JB: What questions should authors be asking of their publishers in general? Authors may consider publication as that final step but there’s so much more to it.

RMK: Authors should get a really clear idea of their publisher’s timetable, and make sure that the publisher is intending to send out advance reader copies, in hard copy, in a sufficient number and in a timely way (four or ideally more months before publication date).

If the publisher is going to do a very light edit, they should be clear on that with the author, so that the author understands they will have to do various rounds of proofreading themselves. My press hires a professional proofreader, and I also do proofreading at later stages, when I’m working with the book designer and then when the file is converted to ebook format. All kinds of glitches can creep in in the layout stage and in the ebook stage.

The publisher should also be clear about how much of the publicity work will be on the author, and the author needs to realize that this could take a lot of time. As a publisher I take charge of creating copy for book jackets, for the press release, and for other promotional materials (frankly, a lot of authors just aren’t that good at describing their own work). Also I handle the work of identifying possible reviewers, querying them, following up, etc.. But that being said, it’s certainly a common practice at very small presses to let the authors create the copy and do the legwork in identifying and contacting reviewers. Small-press publishers have only so much time.

The Great 2017 Indie Press Preview

LS: Information authors should request before signing include details about the press’s distribution model, the estimated pub date, applicable deadlines, publicity plans, galley quantity, sales goals, and specific contract terms. All small press publishers should give their authors a thorough onboarding packet, including information about these topics, the editorial process, rights information, and estimated first-run print quantity. If the press asks for subrights, this packet should detail the mechanisms the press has in place to sell those rights.

Transparency about sales goals is especially crucial; if an author enters a publishing contract expecting to earn enough royalties to pay rent for a year, and the publisher has a sales goal of a thousand copies, the disconnect can be emotionally and financially devastating to the author. Understanding distribution is equally important; if an author wants to see her book on the shelf at her local indie, and the press does print-on-demand and has set bookstore-unfriendly discounts, that author will be surprised and disappointed to learn that the store can’t order their title.

JB: I’d hope that independent presses aren’t seen as a substitute for a larger publisher but as a viable option.

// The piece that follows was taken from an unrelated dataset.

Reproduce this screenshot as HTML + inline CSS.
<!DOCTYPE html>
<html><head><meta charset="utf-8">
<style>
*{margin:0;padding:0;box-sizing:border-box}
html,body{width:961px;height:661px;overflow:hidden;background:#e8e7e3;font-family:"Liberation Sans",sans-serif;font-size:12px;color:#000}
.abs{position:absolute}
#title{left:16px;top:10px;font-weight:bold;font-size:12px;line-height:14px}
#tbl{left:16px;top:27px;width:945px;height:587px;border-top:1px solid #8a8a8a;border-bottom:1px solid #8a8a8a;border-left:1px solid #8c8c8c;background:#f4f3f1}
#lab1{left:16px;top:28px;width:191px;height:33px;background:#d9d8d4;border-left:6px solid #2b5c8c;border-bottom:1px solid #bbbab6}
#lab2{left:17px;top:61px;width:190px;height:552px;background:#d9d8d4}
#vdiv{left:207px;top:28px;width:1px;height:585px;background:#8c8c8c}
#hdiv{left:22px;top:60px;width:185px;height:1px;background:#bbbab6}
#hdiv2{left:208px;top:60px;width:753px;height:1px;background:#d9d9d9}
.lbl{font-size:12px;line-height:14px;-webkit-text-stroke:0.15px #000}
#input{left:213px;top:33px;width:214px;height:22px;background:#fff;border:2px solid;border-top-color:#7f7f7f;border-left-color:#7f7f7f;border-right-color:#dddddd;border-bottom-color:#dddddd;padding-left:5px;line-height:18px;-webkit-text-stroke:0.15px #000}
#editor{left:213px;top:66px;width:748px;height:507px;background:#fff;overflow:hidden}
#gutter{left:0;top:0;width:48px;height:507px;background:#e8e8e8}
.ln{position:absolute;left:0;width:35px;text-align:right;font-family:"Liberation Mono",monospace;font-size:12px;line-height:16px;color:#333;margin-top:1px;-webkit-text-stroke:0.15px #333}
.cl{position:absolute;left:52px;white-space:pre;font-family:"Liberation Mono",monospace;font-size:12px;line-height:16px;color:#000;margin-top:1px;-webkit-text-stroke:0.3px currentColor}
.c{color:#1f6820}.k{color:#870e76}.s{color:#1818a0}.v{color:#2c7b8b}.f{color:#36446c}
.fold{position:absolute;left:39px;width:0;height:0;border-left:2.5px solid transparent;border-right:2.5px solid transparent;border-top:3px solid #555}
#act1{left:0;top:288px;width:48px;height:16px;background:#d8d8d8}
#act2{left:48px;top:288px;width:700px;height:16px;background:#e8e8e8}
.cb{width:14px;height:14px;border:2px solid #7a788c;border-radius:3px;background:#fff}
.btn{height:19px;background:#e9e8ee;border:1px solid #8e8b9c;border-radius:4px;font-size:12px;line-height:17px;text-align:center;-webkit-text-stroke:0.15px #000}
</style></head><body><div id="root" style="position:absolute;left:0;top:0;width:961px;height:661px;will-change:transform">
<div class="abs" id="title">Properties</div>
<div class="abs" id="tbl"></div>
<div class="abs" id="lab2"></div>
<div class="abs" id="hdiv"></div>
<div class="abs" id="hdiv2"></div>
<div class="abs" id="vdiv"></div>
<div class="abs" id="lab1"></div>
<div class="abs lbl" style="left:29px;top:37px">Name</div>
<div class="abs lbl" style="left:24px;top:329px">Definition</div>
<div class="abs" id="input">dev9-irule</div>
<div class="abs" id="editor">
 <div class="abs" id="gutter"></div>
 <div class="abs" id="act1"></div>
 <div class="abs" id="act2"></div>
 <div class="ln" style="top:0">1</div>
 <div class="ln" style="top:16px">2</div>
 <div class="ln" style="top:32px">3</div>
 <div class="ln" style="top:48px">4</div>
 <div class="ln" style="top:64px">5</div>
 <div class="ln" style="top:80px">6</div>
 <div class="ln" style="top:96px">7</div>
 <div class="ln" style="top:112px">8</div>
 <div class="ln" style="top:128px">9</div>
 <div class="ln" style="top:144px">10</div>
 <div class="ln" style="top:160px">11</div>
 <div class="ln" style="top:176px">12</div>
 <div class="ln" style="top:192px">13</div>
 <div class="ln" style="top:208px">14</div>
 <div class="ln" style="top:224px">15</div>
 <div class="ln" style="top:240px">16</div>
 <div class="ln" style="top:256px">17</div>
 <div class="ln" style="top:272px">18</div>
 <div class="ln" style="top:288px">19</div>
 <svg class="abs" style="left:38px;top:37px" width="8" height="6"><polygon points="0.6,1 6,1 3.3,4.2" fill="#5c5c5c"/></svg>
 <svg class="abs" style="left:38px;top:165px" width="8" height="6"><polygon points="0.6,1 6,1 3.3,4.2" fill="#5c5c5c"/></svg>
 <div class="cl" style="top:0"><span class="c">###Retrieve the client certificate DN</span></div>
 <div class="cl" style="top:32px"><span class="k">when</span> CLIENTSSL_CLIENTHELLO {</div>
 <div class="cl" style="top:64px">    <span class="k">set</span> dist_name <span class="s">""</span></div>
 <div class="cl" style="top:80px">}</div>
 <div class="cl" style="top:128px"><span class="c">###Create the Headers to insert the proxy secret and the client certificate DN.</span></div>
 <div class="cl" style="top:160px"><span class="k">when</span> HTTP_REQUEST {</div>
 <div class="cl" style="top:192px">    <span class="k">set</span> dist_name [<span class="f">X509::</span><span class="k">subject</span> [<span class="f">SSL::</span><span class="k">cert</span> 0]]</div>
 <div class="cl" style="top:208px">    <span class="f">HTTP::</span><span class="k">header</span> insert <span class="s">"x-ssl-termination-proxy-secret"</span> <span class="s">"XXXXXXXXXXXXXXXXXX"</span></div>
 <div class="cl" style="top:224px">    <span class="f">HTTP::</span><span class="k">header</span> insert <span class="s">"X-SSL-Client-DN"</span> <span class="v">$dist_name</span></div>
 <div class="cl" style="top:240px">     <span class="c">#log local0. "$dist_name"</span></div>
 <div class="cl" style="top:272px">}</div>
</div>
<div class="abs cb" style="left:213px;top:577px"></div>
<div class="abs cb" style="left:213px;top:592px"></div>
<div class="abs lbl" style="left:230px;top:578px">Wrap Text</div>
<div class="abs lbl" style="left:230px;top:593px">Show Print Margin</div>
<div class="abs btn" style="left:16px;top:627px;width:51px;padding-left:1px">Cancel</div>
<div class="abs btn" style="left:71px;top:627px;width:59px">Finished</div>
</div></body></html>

Are there some myths you’ve experienced that may make it hard for people to understand how an indie publisher operates in comparison?

LC: Writers don’t understand that if you sign with a big publisher, your eventual sales numbers can become a black mark on you. If you don’t meet sales expectations, you’ll have trouble signing with a big house again because they all look at BookScan. Writers don’t typically think about the all-too-common scenario of having an editor buy your book, get laid off, and then your book is in limbo with no sales, marketing, or publicity support or in the worst case, the deal is cancelled altogether. Writers don’t get that big houses can also ask you to pay out of pocket for your own publicist. Writers don’t get that you might very well end up selling only a few hundred books at a big house too. And if that happens your big house career is basically over. These are all things they don’t tell you in your MFA program.

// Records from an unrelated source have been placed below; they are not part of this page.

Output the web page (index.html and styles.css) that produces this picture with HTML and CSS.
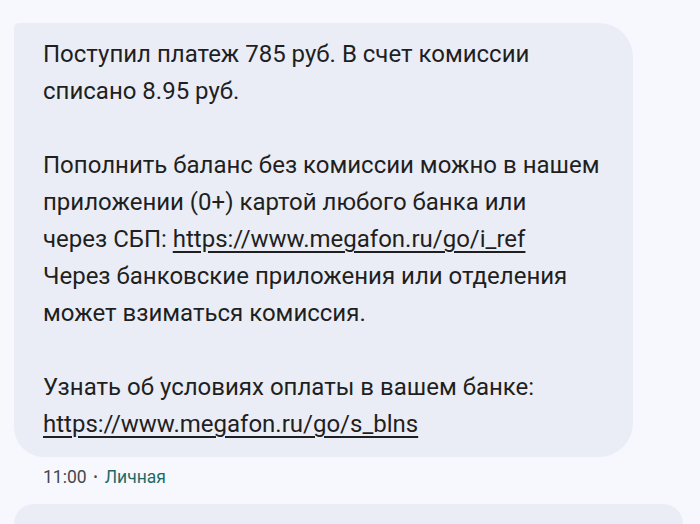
FILE: index.html
```html
<!DOCTYPE html>
<html lang="ru">
<head>
<meta charset="utf-8">
<link rel="stylesheet" href="styles.css">
</head>
<body>
<div class="thread">
  <div class="bubble">
    <p>Поступил платеж 785 руб. В счет комиссии<br>списано 8.95 руб.</p>
    <p>Пополнить баланс без комиссии можно в нашем<br>приложении (0+) картой любого банка или<br>через СБП: <a class="link" href="#">https://www.megafon.ru/go/i_ref</a><br>Через банковские приложения или отделения<br>может взиматься комиссия.</p>
    <p>Узнать об условиях оплаты в вашем банке:<br><a class="link" href="#">https://www.megafon.ru/go/s_blns</a></p>
  </div>
  <div class="meta"><span class="time">11:00</span><span class="dot">•</span><span class="label">Личная</span></div>
  <div class="bubble next"></div>
</div>
</body>
</html>
```
FILE: styles.css
```css
html, body {
  margin: 0;
  padding: 0;
  background: #f7f8fd;
  height: 100%;
  overflow: hidden;
}
.thread {
  padding: 23px 0 0 14px;
  font-family: Roboto, "Noto Sans", sans-serif;
}
.bubble {
  width: 619px;
  box-sizing: border-box;
  background: #eaedf6;
  border-radius: 5px 34px 34px 30px;
  padding: 13px 20px 14px 29px;
  font-size: 24px;
  line-height: 37px;
  color: #1f1f1f;
}
.bubble p {
  margin: 0 0 37px 0;
}
.bubble p:last-child {
  margin-bottom: 0;
}
.link {
  color: #1f1f1f;
  text-decoration: underline;
  text-decoration-thickness: 2px;
  text-underline-offset: 4px;
}
.meta {
  margin: 9px 0 0 29px;
  font-size: 17.5px;
  line-height: 22px;
  color: #44474e;
  display: flex;
  align-items: center;
  gap: 7px;
}
.dot {
  font-size: 12px;
}
.label {
  color: #1d6b66;
}
.bubble.next {
  margin-top: 16px;
  width: 669px;
  height: 20px;
  padding: 0;
  border-radius: 34px 34px 0 0;
}
```
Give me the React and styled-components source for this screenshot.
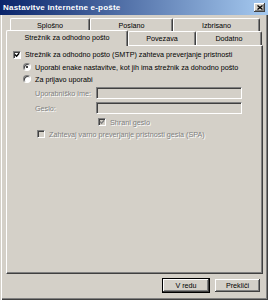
import React from 'react';
import styled, { createGlobalStyle } from 'styled-components';

const Color = {
  face: '#d4d0c8',
  light: '#ffffff',
  shadow: '#808080',
  dark: '#404040',
  disabled: '#808080',
};

const GlobalStyle = createGlobalStyle`
  html, body {
    margin: 0;
    padding: 0;
    background: ${Color.face};
  }
  body {
    font-family: "Liberation Sans", Arial, sans-serif;
    font-size: 7.2px;
    color: #000;
  }
`;

const Window = styled.div`
  width: 268px;
  height: 300px;
  display: flex;
  flex-direction: column;
  background: ${Color.face};
  overflow: hidden;
`;

const TitleBar = styled.div`
  height: 15px;
  flex: none;
  display: flex;
  align-items: center;
  justify-content: space-between;
  padding: 0 3px 0 3px;
  background: linear-gradient(to right, #0a246a, #a6caf0);
  color: #fff;
  font-weight: bold;
  font-size: 8px;
  letter-spacing: 0.2px;
`;

const CloseButton = styled.div`
  width: 11px;
  height: 9px;
  display: flex;
  align-items: center;
  justify-content: center;
  background: ${Color.face};
  box-shadow: inset -1px -1px ${Color.dark}, inset 1px 1px ${Color.light},
    inset -2px -2px ${Color.shadow};
`;

const Body = styled.div`
  flex: 1;
  display: flex;
  flex-direction: column;
  padding: 3px 5px 0 6px;
  box-shadow: inset 1px 0 ${Color.face}, inset 2px 0 ${Color.light},
    inset -1px -1px ${Color.dark}, inset -2px -2px ${Color.shadow};
`;

const TabRow = styled.div`
  display: flex;
  height: ${(p) => p.height}px;
  padding-left: ${(p) => p.indent}px;
  align-items: flex-end;
`;

const Tab = styled.div`
  width: ${(p) => p.width}px;
  height: ${(p) => (p.active ? p.height + 2 : p.height)}px;
  margin-bottom: ${(p) => (p.active ? -1 : 0)}px;
  box-sizing: border-box;
  display: flex;
  align-items: center;
  justify-content: center;
  background: ${Color.face};
  border-top: 1px solid ${Color.light};
  border-left: 1px solid ${Color.light};
  border-right: 1px solid ${Color.dark};
  border-top-left-radius: 2px;
  border-top-right-radius: 2px;
  box-shadow: inset -1px 0 ${Color.shadow};
  position: relative;
  z-index: ${(p) => (p.active ? 2 : 1)};
  padding-bottom: ${(p) => (p.active ? 2 : 0)}px;
`;

const Panel = styled.div`
  height: 229px;
  width: 257px;
  box-sizing: border-box;
  display: flex;
  flex-direction: column;
  padding: 2px 0 0 6px;
  border-top: 1px solid ${Color.light};
  border-left: 1px solid ${Color.light};
  border-right: 1px solid ${Color.dark};
  border-bottom: 1px solid ${Color.dark};
  box-shadow: inset -1px -1px ${Color.shadow};
`;

const Row = styled.div`
  display: flex;
  align-items: center;
  height: ${(p) => p.h || 12}px;
  margin-top: ${(p) => p.gap || 0}px;
  padding-left: ${(p) => p.indent || 0}px;
  color: ${(p) => (p.disabled ? Color.disabled : '#000')};
  text-shadow: ${(p) => (p.disabled ? `1px 1px ${Color.light}` : 'none')};
  white-space: nowrap;
`;

const Box = styled.span`
  width: 8px;
  height: 8px;
  flex: none;
  box-sizing: border-box;
  margin-right: 4px;
  display: flex;
  align-items: center;
  justify-content: center;
  background: ${(p) => (p.disabled ? Color.face : Color.light)};
  border-top: 1px solid ${Color.shadow};
  border-left: 1px solid ${Color.shadow};
  border-bottom: 1px solid ${Color.light};
  border-right: 1px solid ${Color.light};
  box-shadow: inset 1px 1px ${Color.dark};
`;

const Radio = styled.span`
  width: 8px;
  height: 8px;
  flex: none;
  box-sizing: border-box;
  margin-right: 4px;
  border-radius: 50%;
  display: flex;
  align-items: center;
  justify-content: center;
  background: ${Color.light};
  border: 1px solid;
  border-color: ${Color.shadow} ${Color.light} ${Color.light} ${Color.shadow};
  box-shadow: inset 1px 1px ${Color.dark};
`;

const Dot = styled.span`
  width: 2px;
  height: 2px;
  border-radius: 50%;
  background: #000;
`;

const Label = styled.span`
  width: ${(p) => p.width}px;
  flex: none;
`;

const Field = styled.div`
  width: 146px;
  height: 12px;
  box-sizing: border-box;
  background: ${Color.face};
  border-top: 1px solid ${Color.shadow};
  border-left: 1px solid ${Color.shadow};
  border-bottom: 1px solid ${Color.light};
  border-right: 1px solid ${Color.light};
  box-shadow: inset 1px 1px ${Color.dark};
`;

const Footer = styled.div`
  display: flex;
  justify-content: flex-end;
  gap: 4px;
  padding: 4px 2px 0 0;
`;

const Button = styled.div`
  width: ${(p) => p.width}px;
  height: 15px;
  box-sizing: border-box;
  display: flex;
  align-items: center;
  justify-content: center;
  background: ${Color.face};
  border: 1px solid ${(p) => (p.primary ? '#000' : 'transparent')};
  box-shadow: inset -1px -1px ${Color.dark}, inset 1px 1px ${Color.light},
    inset -2px -2px ${Color.shadow};
`;

const Check = ({ color }) => (
  <svg width="6" height="6" viewBox="0 0 7 7">
    <path d="M1 3 L3 5 L6 1.5" fill="none" stroke={color} strokeWidth="1.6" />
  </svg>
);

function App() {
  return (
    <Window>
      <GlobalStyle />
      <TitleBar>
        <span>Nastavitve internetne e-pošte</span>
        <CloseButton>
          <svg width="6" height="5" viewBox="0 0 6 5">
            <path d="M0.5 0.5 L5.5 4.5 M5.5 0.5 L0.5 4.5" stroke="#000" strokeWidth="1.3" />
          </svg>
        </CloseButton>
      </TitleBar>
      <Body>
        <TabRow height={13} indent={4}>
          <Tab width={80} height={13}>Splošno</Tab>
          <Tab width={83} height={13}>Poslano</Tab>
          <Tab width={87} height={13}>Izbrisano</Tab>
        </TabRow>
        <TabRow height={14} indent={0}>
          <Tab width={122} height={14} active>Strežnik za odhodno pošto</Tab>
          <Tab width={68} height={14}>Povezava</Tab>
          <Tab width={66} height={14}>Dodatno</Tab>
        </TabRow>
        <Panel>
          <Row h={13}>
            <Box>
              <Check color="#000" />
            </Box>
            Strežnik za odhodno pošto (SMTP) zahteva preverjanje pristnosti
          </Row>
          <Row indent={10}>
            <Radio>
              <Dot />
            </Radio>
            Uporabi enake nastavitve, kot jih ima strežnik za dohodno pošto
          </Row>
          <Row indent={10}>
            <Radio />
            Za prijavo uporabi
          </Row>
          <Row indent={22} gap={2} disabled>
            <Label width={61}>Uporabniško ime:</Label>
            <Field />
          </Row>
          <Row indent={22} gap={3} disabled>
            <Label width={61}>Geslo:</Label>
            <Field />
          </Row>
          <Row indent={85} gap={2} disabled>
            <Box disabled>
              <Check color={Color.shadow} />
            </Box>
            Shrani geslo
          </Row>
          <Row indent={24} disabled>
            <Box disabled />
            Zahtevaj varno preverjanje pristnosti gesla (SPA)
          </Row>
        </Panel>
        <Footer>
          <Button width={48} primary>V redu</Button>
          <Button width={47}>Prekliči</Button>
        </Footer>
      </Body>
    </Window>
  );
}

export default App;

LS: One of the biggest myths is that small presses can’t possibly sell as many books as Big Five presses. Reality: We actually can and do compete — not with the mega-sellers or the big advances — but with debut fiction, we can hold our own and often exceed what a similar big-five book is selling. I’m actually relying on debut fiction as my bread and butter, so I have a financial — and emotional — interest in these books doing well. They’re not sidelines. They’re our reason for existing.

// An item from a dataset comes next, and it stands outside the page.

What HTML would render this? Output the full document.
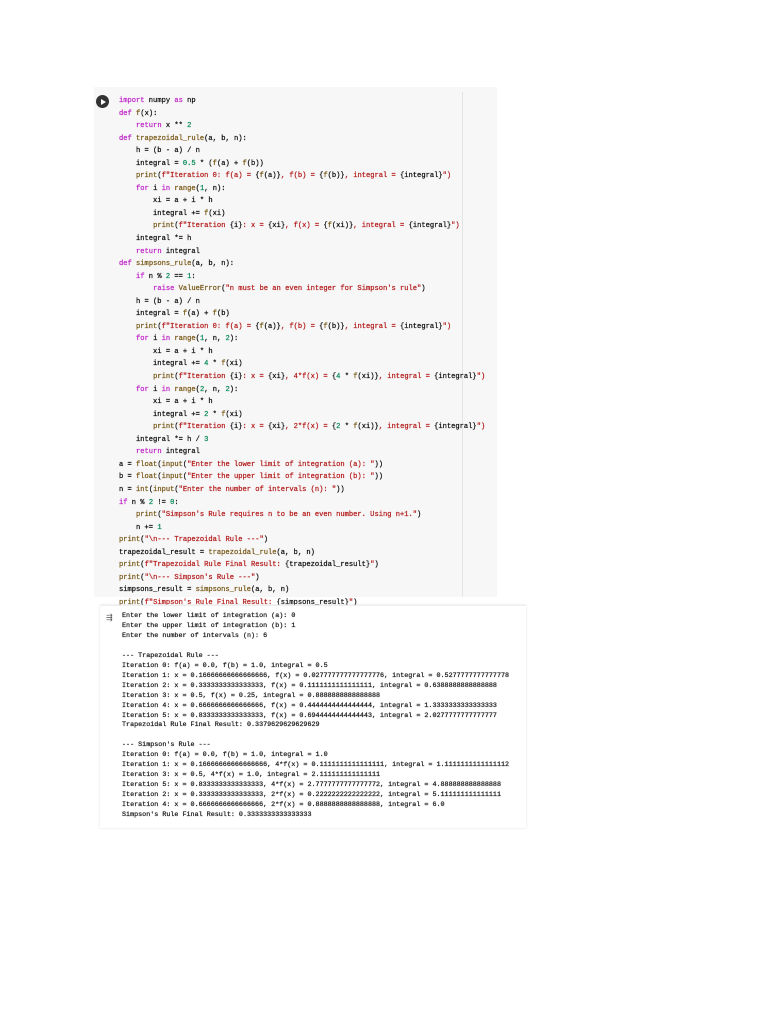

Writers don’t understand that if you sign with a big publisher, your eventual sales numbers can become a black mark on you.

JB: What’s been a highlight for you as a publisher?

RMK: I end up feeling so invested in my press’s titles that I simply think of them in a shorthand way as “my” titles, and when they win recognition and awards, I’m as thrilled as if the honor was for me. I joke with the authors that I suppose I should give them a bit of credit too. Vanessa Garcia’s novel White Light, the title that earned a starred review in Kirkus, also landed on NPR’s Best Books of 2015 list. Besides being a huge thrill, it was also important for me as validation, confirming my judgment as a publisher and reassuring me that yes, I’m doing this right, I’m onto something with this press I’ve started.

LC: One of my authors had her book launch in front of a full house crowd at Powell’s Books in Portland. She said it was one of the best nights of her life. That’s what it’s all about, isn’t it? Publishing your book is an experience. It’s almost silly that we wait for permission to do so. But if that’s what writers need to move forward into authorhood, I’m happy to provide that permission.

(Forest Avenue Press logo)

LS: I’m lucky to have been able to attend every single one of our book launches, to date. Watching my authors take the mic and share their stories in front of a hundred-plus people reminds me why I pour so much time and love into our titles. It’s the moment when their potential becomes actualized, where their work moves fully out of their own personal spheres and into the world.

Being a 2017 Publishers Weekly Star Watch honoree means a lot to me because a local bookseller — Rosanne Parry of Annie Bloom’s Books — nominated me. And being on that list is a great reminder that small, independent presses belong in the same room as the big-five tastemakers, even though we don’t have big budgets or giant lists.

JB: What advice would you give someone creating their own independent press?


  • It takes much more time and much more money than you imagine.
  • Be prepared to hire others for anything you’re not an expert in. Hire a professional cover designer, layout person, copyeditor, proofreader, publicist if you yourself lack expertise in those fields.

LC: Do not, under any circumstances, do it for the money. Do it for literature. Do it for your authors.

LS: Find allies and mentors with business models you want to emulate, and ask them for help. Once you’re established in the industry, help the next group of publishers by sharing what you’ve learned. Along the same lines, join PubWest. I joined the board of directors in 2016 with a focus on helping to bring in small presses whose financial health would be directly and positively impacted by having access to the conferences, discounts, roundtables, and networking.